Cover image of A Psalm for the Wild Built, a pathway with a robot and a monk on a traveling cart, holding tea

And this works—for a while. But Dex finds themself restless still, longing for an even wider lonesome. They want to hear crickets singing. But crickets only exist in the distant, abandoned parts of the world, places from which humans withdrew as part of a compact with the robots who became sentient many centuries ago. The robots did not want to remain the tools they had been built to be. They wanted to make their own path in the wilderness, and humans—in a shocking triumph of basic decency and wisdom—respected that choice.

We know from the series title and the book jacket that robots are neither gone nor, Dex finds, entirely committed to isolation. Mosscap, a robot from the wilds, has emerged to seek understanding of the human world. “What do people need?” they ask. Dex has asked themself the same question.

I suppose that I should explicitly mention the queerness of the book, which throughout and without preamble has the completely natural use of the third person singular throughout for Dex, who is agender (but, importantly, not asexual—they seem to be bi- or pansexual, if such things even require a label on Panga). Mosscap, the robot, also does not have a gender. This is handled with a lovely, unassuming ease. Acceptance, nonbinary pronouns, done and done.

The whole book is like that, actually: it’s profound and unpretentious, more interested in the big questions and the little moments. It has a lot to say, albeit quietly, about the intersection between aesthetics and enjoyment, or between religion and pleasure.

Pleasure as a tenant of religion is…well, it’s nice to see. Nice, too, is a thoughtful rejection of vocation. Vocation implies that you have important work to do—and therefore, that you must do it. Tying up worth with work is part of the problem I think we’re all having lately, at least in the American experience. But it is enough, says Chambers, to feel. To experience the world, to celebrate consciousness.

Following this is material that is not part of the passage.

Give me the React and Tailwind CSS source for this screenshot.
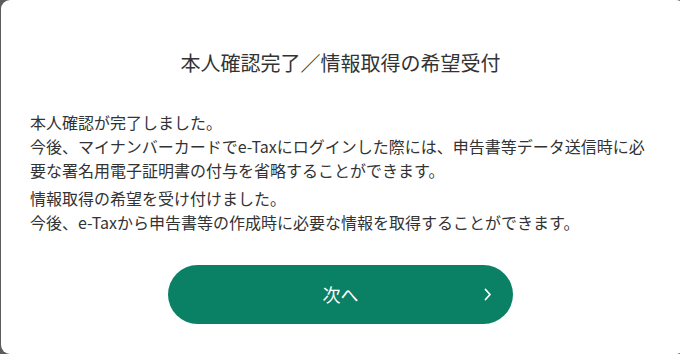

Is that truly enough, though, when art is one of the outcomes of vocation? Or a better world? Everything in this world is bespoke, crafted with meticulous care and with the long term in mind. Nothing—and no one—is disposable on Panga. This is a consciously, compassionately made society, which requires everyone’s participation. Dex and Mosscap debate this point, wondering what is necessary. But even this debate is gently undercut by the ultimate thesis of the book, the simple dictate to find the strength to do both (10).

I loved this phrase for its subtle and yet completely obvious meaning, a rich phrase even without the explanation that comes toward the end of the book. Our political discourse is so often painted in absolute terms: yes or no, with or against. Religion, too, is so often pitched as a solution to ambiguity: do this, don’t do that, X good, Y bad. Either/or. Chambers is arguing for both/and. Existence—and perhaps also action.

This conflict actually exists in most of our current religious traditions. A schismatic division between Protestantism and Catholicism rests on the question of deeds: must one perform good works in order to be saved, or is faith the sole necessity? And—Buddhism asks—is being enlightened the end, or ought we seek to enlighten others? The Theraveda and Mahayana traditions have very different answers. Hermits and prophets, churches and sangha. Individuals start religions; communities make them. But sometimes communities become unbearable, and certain individuals retreat once more to solitude. And on and on, the tension between community and individual, mirroring our most primal instincts and wondrous gifts. We are social creatures who survive because of our groups, but our consciousness is absolutely personal.

I’m simplifying, of course. These questions are ancient, the answers complex, and this review obviously won’t answer them (if they even have answers). Even the nature of answering is fraught: should answers be universally applicable, or do they depend on who’s asking? A Psalm for the Wild-Built comes to some preliminary conclusions, but since this is obviously the first of a planned series, it’s not the end of the conversation. And really, the conversation is the whole point. Dex and Mosscap, tea monk and robot, making their way through, sharing tea and their thoughts. What a great way to spend some time, and what great company to keep.